The most grown white grape on earth, Chardonnay is an eager-to-please cultivar that grows in almost any soil and provides enjoyment at every level. Emile Joubert ponders the qualities of this most versatile of wines.

If you’re looking for the finest Chardonnay wines outside Burgundy, you’d better head towards the southern tip of Africa. Picture by Bruce Tuck

If I had to select a single superb feature of a wine and a grape called Chardonnay, I’d say that generosity would go to the top of the list. The world loves Chardonnay and in return it appears to love the world, offering enjoyment that can be appreciated at different levels, as well as an uncanny ability to make good grapes for fine wine almost anywhere that a patch of suitable vineyard soil is available.

Chardonnay is the most grown white grape on earth. Its ancestral home is in Burgundy, France, where the variety’s finest wines continue to be made, but today it is grown in wine countries ranging from the famous – America, Australia, New Zealand and Chile – to the lesser known, including China, Israel, Canada, Slovenia, Hungary and Turkey. It has a chameleon-like ability to adapt to the geographical features of myriad countries whose winemakers wish to grow this great white grape. And the reason for this wishing leads to its other level of generosity: the deliciousness it offers to those who enjoy drinking wine.

No matter where it originates and no matter what its price or the level of its winemaking heritage, Chardonnay wishes to charm and satisfy, to seduce and beguile. It’s a dry white wine for sure, but with inherent complex flavours ranging from fruit and spice to flowers, nuts and butter, complemented by a balance between fruit and acidity that gives it presence and beauty in the mouth.

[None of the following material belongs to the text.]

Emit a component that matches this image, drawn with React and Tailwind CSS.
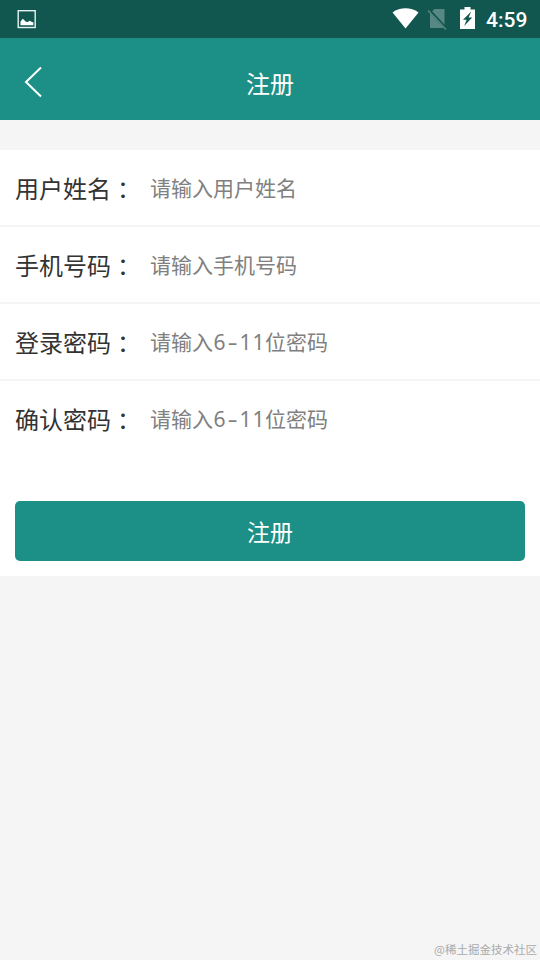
const fields = [
  { label: '用户姓名', hint: '请输入用户姓名' },
  { label: '手机号码', hint: '请输入手机号码' },
  { label: '登录密码', hint: '请输入', range: '6-11', rest: '位密码' },
  { label: '确认密码', hint: '请输入', range: '6-11', rest: '位密码' },
];

function StatusBar() {
  return (
    <div className="flex h-[38px] items-center bg-[#11564f] pl-[17px] pr-3 text-white">
      <svg className="h-5 w-5" viewBox="0 0 20 20">
        <rect x="1.2" y="1.7" width="17" height="16.8" fill="none" stroke="#e4f3f2" strokeWidth="1.4" />
        <path d="M3.5 16.3V12.5L5.8 9.8L7.2 11L8.8 12.7L10.5 13L12.7 11.8L14.5 12.7L16.4 13.5V16.3Z" fill="#fff" />
      </svg>
      <div className="ml-auto flex items-center">
        <svg className="h-[22px] w-[27px]" viewBox="0 0 27 22">
          <path d="M.5 4.5C8 -1.1 19 -1.1 26.5 4.5L13.5 20.5Z" fill="#fff" />
        </svg>
        <svg className="ml-2 h-[22px] w-5" viewBox="0 0 20 22">
          <path d="M7.5 1H17.5V20H3V5.3Z" fill="#588883" />
          <path d="M2 2L20 21.5" stroke="#11564f" strokeWidth="3" />
          <path d="M1 2.5L19 21.5" stroke="#588883" strokeWidth="1.5" />
        </svg>
        <svg className="mb-[2px] ml-[13px] h-[22px] w-[15px]" viewBox="0 0 15 22">
          <path d="M0 2.5H4.5V0H10.5V2.5H15V22H0Z" fill="#fff" />
          <path d="M11.2 4.5L3 12.8H6.6L4.2 19L12.2 10.5H8.6Z" fill="#11564f" />
        </svg>
        <span className="ml-[11px] w-[42px] whitespace-nowrap pt-[2px] font-['Roboto',sans-serif] text-[21px] font-medium leading-6">4:59</span>
      </div>
    </div>
  );
}

function Field({ label, hint, range, rest }) {
  return (
    <label className="flex h-[77px] items-center border-b-2 border-[#f5f5f5] px-[15px] last:h-[75px] last:border-b-0">
      <span className="flex w-[135px] whitespace-nowrap text-2xl leading-9 text-[#333]">
        {label}
        <span className="translate-y-px font-['Noto_Sans_CJK_TC',sans-serif]">：</span>
      </span>
      <span className="mb-[2px] flex h-8 whitespace-nowrap text-[21px] leading-8 text-[#808080]">
        {hint}
        {range && (
          <span className="flex pt-px font-['Noto_Sans',sans-serif]">
            {range.split('').map((char, i) => (
              <span key={i} className={char === '-' ? 'w-[13px] scale-x-150 text-center' : 'w-[13px] text-center'}>{char}</span>
            ))}
          </span>
        )}
        {rest}
      </span>
    </label>
  );
}

export default function App() {
  return (
    <div className="flex h-[960px] w-[540px] flex-col overflow-hidden bg-[#f5f5f5] font-['Noto_Sans_CJK_SC',sans-serif]">
      <StatusBar />
      <header className="grid h-[82px] grid-cols-[80px_1fr_80px] items-center bg-[#1c9086] text-white">
        <svg className="ml-6 mt-[5px] h-8 w-[18px]" viewBox="0 0 18 32" fill="none" stroke="#fff" strokeWidth="2">
          <path d="M17 1.5L2 16L17 30.5" />
        </svg>
        <h1 className="pt-[7px] text-center text-2xl leading-9">注册</h1>
      </header>
      <main className="mt-[30px] h-[426px] bg-white">
        <div>
          {fields.map((field) => (
            <Field key={field.label} {...field} />
          ))}
        </div>
        <div className="px-[15px] pt-[45px]">
          <button className="h-[60px] w-full rounded-[5px] bg-[#1c9086] text-[23px] text-white">注册</button>
        </div>
      </main>
      <footer className="mt-auto pb-[3px] pr-[3px] text-right text-[11.5px] leading-4 text-[#aaa]">@稀土掘金技术社区</footer>
    </div>
  );
}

This versatility is one of the features of South African Chardonnay too. The grape grows in most of the country’s winemaking regions and is made into anything from quaffable, volume-driven wines priced at less than R80 a bottle to vineyard-focused and carefully crafted masterpieces that nip at the R1 000-a-bottle price tag.

The other feature of the Cape’s Chardonnay is that the inside word in the wine world says that South Africa is currently making some of the greatest wines from this ubiquitous variety. Some international commentators have even suggested that if you’re looking for the finest Chardonnay wines outside Burgundy, you’d better head towards the southern tip of Africa.

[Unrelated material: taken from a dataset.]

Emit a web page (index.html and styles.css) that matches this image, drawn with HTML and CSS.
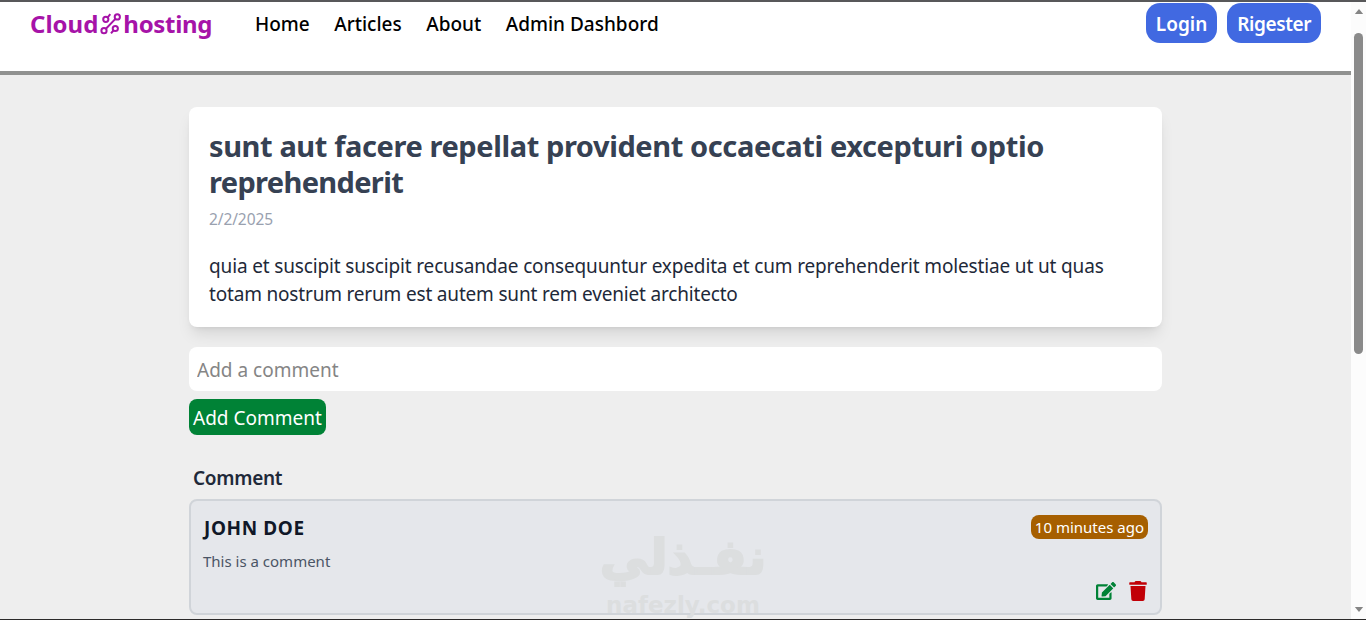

Recognition such as this is great. But what makes it more astounding is that what is today internationally recognised as great Chardonnay is only just over 40 years old. And getting to where South African Chardonnay is today has been quite a story.

After studying in Europe, Danie de Wet returned with a vision to establish Chardonnay.

An underhanded history

The illicit importing of Chardonnay vines into the country has become part of South Africa’s vinous history, but if you were to look at the effect of this underhanded agriculture action on the country’s wine industry, it deserves more than a brief reference to ‘Chardonnay smuggling’. The fact is that in the 1960s and ’70s the South African wine industry was dominated by three grape varieties: Palomino and Chenin Blanc on the white side and Cinsaut on the red. As the industry was controlled by the KWV, farmers had to obey the wishes of this official body, which restricted them to growing certain cultivars, making those of an adventurous spirit and with a more global outlook on wine feel restricted and confined.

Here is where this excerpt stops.